**The request:**
Determine which lines contain the word "this", then copy those lines.

**Stored data:**
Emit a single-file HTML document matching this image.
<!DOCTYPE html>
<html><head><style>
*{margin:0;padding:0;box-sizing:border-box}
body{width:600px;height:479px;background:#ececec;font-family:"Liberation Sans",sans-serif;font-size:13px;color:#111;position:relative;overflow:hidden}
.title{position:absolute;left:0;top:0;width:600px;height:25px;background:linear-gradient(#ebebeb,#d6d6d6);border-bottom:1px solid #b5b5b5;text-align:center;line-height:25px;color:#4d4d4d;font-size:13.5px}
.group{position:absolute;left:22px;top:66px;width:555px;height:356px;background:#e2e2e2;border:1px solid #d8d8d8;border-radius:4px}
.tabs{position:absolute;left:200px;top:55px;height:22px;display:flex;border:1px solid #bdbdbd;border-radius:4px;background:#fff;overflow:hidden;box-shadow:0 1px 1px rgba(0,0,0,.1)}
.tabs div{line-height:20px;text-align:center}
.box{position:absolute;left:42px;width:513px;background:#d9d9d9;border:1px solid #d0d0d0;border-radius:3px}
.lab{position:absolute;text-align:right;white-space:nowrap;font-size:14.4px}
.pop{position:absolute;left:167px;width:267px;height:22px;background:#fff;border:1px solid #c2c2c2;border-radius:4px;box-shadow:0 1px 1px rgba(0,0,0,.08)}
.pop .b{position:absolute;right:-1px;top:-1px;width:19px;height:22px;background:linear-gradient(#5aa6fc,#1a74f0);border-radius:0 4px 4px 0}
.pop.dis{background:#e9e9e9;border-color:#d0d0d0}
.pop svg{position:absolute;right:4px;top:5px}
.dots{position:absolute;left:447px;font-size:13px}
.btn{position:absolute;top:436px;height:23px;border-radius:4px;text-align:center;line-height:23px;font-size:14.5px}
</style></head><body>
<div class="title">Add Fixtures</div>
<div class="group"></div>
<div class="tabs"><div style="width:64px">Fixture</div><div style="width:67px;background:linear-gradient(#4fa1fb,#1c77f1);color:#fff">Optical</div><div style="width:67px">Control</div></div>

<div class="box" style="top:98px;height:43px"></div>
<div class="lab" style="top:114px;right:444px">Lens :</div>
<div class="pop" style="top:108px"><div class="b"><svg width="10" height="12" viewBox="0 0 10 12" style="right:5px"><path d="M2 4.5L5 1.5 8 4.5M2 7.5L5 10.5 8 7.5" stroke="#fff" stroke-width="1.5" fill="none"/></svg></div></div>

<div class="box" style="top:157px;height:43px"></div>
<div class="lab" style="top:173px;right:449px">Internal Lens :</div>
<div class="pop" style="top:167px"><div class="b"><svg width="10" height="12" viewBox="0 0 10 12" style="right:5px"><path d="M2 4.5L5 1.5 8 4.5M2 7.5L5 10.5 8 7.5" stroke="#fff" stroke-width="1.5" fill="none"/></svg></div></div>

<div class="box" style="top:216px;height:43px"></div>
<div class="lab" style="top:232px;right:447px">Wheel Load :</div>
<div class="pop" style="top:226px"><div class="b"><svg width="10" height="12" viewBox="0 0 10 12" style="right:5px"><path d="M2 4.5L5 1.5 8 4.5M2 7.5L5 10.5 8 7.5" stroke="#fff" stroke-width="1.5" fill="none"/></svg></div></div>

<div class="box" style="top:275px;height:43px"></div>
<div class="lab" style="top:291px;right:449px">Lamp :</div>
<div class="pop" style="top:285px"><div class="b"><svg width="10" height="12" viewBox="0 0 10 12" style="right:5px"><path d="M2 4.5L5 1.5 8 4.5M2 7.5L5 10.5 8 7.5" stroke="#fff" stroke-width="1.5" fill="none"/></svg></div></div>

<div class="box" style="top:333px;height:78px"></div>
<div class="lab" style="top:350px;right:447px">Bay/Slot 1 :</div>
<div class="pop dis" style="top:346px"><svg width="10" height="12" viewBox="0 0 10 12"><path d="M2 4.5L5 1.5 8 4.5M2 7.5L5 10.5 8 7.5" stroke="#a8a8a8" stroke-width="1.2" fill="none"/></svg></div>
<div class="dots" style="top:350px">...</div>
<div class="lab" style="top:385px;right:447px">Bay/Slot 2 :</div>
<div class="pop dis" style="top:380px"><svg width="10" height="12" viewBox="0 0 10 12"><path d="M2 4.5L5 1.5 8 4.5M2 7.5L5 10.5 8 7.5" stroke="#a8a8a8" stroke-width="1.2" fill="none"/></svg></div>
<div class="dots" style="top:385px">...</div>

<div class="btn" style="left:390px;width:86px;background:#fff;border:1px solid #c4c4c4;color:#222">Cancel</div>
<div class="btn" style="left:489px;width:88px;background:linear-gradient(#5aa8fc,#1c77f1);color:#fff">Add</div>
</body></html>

--

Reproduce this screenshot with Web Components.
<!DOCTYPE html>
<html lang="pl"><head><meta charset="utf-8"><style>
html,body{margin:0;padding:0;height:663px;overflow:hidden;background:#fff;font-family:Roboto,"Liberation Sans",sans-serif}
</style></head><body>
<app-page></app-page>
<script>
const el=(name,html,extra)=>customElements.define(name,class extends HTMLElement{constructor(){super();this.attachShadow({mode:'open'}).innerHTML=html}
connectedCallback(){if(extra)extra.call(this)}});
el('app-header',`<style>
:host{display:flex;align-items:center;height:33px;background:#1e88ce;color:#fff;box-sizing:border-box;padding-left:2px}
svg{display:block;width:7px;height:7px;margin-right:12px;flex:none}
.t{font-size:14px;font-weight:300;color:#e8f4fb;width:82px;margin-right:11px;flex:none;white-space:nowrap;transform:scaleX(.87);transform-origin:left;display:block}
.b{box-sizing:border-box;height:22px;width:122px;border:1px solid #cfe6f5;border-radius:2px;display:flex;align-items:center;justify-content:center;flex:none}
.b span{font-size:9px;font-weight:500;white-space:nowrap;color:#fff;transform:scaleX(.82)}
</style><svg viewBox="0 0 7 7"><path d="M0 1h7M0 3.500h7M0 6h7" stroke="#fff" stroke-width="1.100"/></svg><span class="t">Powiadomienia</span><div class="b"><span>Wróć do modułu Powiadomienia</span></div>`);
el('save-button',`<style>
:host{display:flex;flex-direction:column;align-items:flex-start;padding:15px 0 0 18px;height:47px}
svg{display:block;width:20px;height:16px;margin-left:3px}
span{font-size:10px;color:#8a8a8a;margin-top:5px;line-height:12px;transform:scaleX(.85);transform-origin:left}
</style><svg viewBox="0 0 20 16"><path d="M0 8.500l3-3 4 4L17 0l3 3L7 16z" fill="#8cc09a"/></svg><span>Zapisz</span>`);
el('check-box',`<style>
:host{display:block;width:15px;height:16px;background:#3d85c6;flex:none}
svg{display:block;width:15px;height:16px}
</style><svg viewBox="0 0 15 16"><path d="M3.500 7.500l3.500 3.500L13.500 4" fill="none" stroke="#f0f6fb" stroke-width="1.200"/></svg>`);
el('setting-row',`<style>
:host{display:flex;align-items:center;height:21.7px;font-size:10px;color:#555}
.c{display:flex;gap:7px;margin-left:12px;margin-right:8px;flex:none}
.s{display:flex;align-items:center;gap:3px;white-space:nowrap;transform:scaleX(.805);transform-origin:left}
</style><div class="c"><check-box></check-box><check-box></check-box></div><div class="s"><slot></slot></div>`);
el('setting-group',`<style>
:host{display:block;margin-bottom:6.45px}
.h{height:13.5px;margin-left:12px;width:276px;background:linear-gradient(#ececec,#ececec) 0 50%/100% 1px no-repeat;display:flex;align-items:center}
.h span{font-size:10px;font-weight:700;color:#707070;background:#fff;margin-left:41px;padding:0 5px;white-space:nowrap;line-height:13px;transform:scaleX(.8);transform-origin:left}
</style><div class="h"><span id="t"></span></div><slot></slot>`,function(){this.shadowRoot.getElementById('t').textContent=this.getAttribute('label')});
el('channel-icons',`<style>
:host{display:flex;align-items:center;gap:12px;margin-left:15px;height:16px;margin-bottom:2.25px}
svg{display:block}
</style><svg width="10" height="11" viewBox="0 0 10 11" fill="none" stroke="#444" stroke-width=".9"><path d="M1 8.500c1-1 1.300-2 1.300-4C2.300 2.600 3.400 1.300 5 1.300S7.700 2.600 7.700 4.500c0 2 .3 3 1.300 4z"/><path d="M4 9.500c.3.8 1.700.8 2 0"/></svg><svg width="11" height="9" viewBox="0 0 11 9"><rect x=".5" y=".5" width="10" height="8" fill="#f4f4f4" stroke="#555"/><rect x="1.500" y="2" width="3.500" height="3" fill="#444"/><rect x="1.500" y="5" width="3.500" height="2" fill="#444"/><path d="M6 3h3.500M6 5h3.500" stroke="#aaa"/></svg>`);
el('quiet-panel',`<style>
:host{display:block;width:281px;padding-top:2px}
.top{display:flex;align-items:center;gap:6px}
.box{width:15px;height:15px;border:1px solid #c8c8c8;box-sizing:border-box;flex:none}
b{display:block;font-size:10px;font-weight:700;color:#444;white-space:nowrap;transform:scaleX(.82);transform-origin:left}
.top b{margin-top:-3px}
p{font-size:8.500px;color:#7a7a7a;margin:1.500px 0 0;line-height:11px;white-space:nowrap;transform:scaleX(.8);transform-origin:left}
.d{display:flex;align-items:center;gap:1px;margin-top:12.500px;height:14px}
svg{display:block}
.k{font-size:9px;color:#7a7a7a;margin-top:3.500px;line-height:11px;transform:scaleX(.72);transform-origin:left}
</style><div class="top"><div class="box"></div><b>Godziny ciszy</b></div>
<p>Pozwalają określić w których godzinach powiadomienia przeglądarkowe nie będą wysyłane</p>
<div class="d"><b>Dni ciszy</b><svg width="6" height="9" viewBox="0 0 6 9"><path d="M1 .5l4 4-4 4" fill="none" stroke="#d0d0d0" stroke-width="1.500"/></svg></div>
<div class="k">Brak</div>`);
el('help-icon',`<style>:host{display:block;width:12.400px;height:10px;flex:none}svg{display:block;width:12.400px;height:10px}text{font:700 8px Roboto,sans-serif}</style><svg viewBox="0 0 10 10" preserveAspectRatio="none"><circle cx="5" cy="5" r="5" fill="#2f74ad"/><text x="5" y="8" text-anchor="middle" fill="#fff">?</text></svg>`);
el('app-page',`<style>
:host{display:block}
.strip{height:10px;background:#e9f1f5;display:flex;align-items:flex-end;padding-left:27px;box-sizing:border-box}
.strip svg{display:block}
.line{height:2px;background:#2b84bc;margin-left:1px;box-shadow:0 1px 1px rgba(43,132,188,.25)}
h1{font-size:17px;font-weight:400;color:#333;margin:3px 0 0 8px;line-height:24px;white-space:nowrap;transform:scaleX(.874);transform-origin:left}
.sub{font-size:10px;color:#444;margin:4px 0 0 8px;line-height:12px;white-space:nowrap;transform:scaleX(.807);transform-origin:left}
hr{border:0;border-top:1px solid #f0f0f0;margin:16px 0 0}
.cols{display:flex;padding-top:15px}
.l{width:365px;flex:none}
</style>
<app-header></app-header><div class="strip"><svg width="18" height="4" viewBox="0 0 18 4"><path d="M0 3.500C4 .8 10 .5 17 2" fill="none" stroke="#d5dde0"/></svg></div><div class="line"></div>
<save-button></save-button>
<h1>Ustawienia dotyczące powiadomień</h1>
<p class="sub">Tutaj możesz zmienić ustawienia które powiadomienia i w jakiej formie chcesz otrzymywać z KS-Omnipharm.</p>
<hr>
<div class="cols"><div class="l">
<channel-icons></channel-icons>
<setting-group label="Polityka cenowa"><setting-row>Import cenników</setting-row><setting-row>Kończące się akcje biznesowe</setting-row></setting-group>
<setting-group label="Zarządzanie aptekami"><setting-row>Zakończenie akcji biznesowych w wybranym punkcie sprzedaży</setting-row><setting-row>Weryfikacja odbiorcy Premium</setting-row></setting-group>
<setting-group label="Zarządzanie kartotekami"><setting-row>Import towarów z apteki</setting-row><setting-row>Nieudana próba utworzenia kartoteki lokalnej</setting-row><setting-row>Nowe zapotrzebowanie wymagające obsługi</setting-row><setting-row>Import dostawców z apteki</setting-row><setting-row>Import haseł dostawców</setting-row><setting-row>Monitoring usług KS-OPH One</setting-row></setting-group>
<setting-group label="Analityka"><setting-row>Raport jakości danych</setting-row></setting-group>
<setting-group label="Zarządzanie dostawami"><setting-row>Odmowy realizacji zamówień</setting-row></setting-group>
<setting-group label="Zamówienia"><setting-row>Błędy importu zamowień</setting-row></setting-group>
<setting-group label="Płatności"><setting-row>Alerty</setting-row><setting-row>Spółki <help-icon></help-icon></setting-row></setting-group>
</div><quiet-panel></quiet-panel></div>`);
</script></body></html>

**Reply to the task:**
Emit a single-file HTML document matching this image.
Reproduce this screenshot with Web Components.
const el=(name,html,extra)=>customElements.define(name,class extends HTMLElement{constructor(){super();this.attachShadow({mode:'open'}).innerHTML=html}
connectedCallback(){if(extra)extra.call(this)}});
</style><div class="h"><span id="t"></span></div><slot></slot>`,function(){this.shadowRoot.getElementById('t').textContent=this.getAttribute('label')});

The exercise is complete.